Dava kadastro tespitine itiraza iliqşkindir.
Çekişmeli taşınmazın bulunduğu yerde 1949 yılında 3116 Sayılı Yasa hükümlerine göre orman kadastrosu, 1976 ve 1984 yıllarında aplikasyon, 2 md ve 2/B madde 1995 yılında 3402 Sayılı Yasanın 4. maddesi hükmüne göre aplikasyon ve 2/B madde uygulaması yapılmıştır.
1) Mahkemenin Çekişmeli 101 ada 966 parsel sayılı taşınmazın (A) ile gösterilen 2496,23 m2 ve (C1) ile gösterilen 37628,55 m2 lik kısımlarının orman vasfı ile Hazine adına (C) ile gösterilen 36763,10 m2’lik kısmının davalı adına tapuya kayıt ve tesciline dair verdiği 28.10.2005 tarihli karar hazinenin (C) ile gösterilen bölüme yönelik temyizi üzerine 20.Hukuk dairesinin 10.05.2007 tarih 2007/3163-6230 sayılı ilamı ile (C) ile gösterilen bölüme yönelik olarak bozulmuş olup davalıların bozma öncesi kararda (A) ve (C1) ile gösterilen bölümlere yönelik temyizi bulunmamakta olduğundan ve (A) ve (C1) ile gösterilen bölümlere yönelik hüküm kesinleşmiş olduğundan davalıların (A) ile gösterilen 2496,23 m2 ve (C1) ile gösterilen 37628,55 m2’lik kısımlara yönelik olarak temyiz itirazlarının reddine;
-4-
2010/12304-15741
2) Çekişmeli taşınmazın (C) ile gösterilen 36763,10 m2’lik kısmının kesinleşen orman tahdit sınırları dışında ziraat alanı olduğu, bu kısmın 6831 Sayılı Yasanın 17/2 maddesi kapsamında orman içi açıklık niteliğini taşımadığı, komşu 975,976 ve 977 parsel sayılı taşınmazların tapuda gerçek kişiler adına kayıtlı olduğu ve davalılar yararına 3402 Sayılı Yasanın 14. maddesinde … kazandırıcı zamanaşımı zilyetliği yoluyla taşınmaz edinme koşullarının oluştuğu anlaşıldığından bu kısmın tespit gibi davalılar adına tapuya kayıt ve tesciline karar verilmesi gerekirken aksi düşünce ile … şekilde hüküm kurulması usul ve yasaya aykırıdır.

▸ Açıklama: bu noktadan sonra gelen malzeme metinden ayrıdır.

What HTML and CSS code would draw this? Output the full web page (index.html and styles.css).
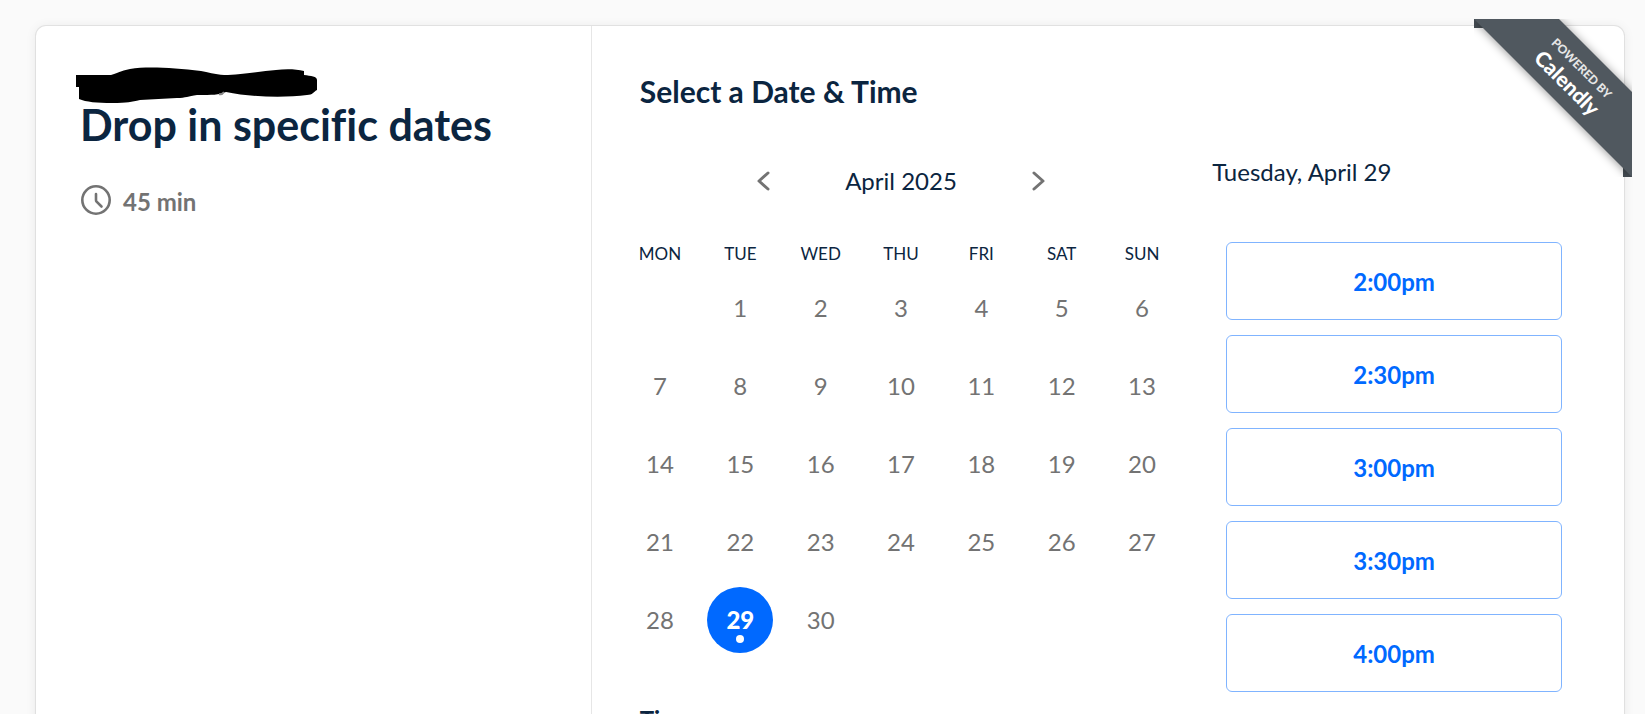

SONUÇ : 1) Yukarıda 1. bentte açıklanan nedenlerle davalıların (A) ve (C1) kısımlarına yönelik olarak temyiz itirazlarının REDDİNE,
2) 2. bentte açıklanan nedenlerle davalıların temyiz itirazlarının kabulü ile (C) kısmına yönelik olarak hükmün BOZULMASINA, peşin alınan temyiz harcının istek halinde yatıranlara iadesine 13/12/2010 gününde oybirliği ile karar verildi.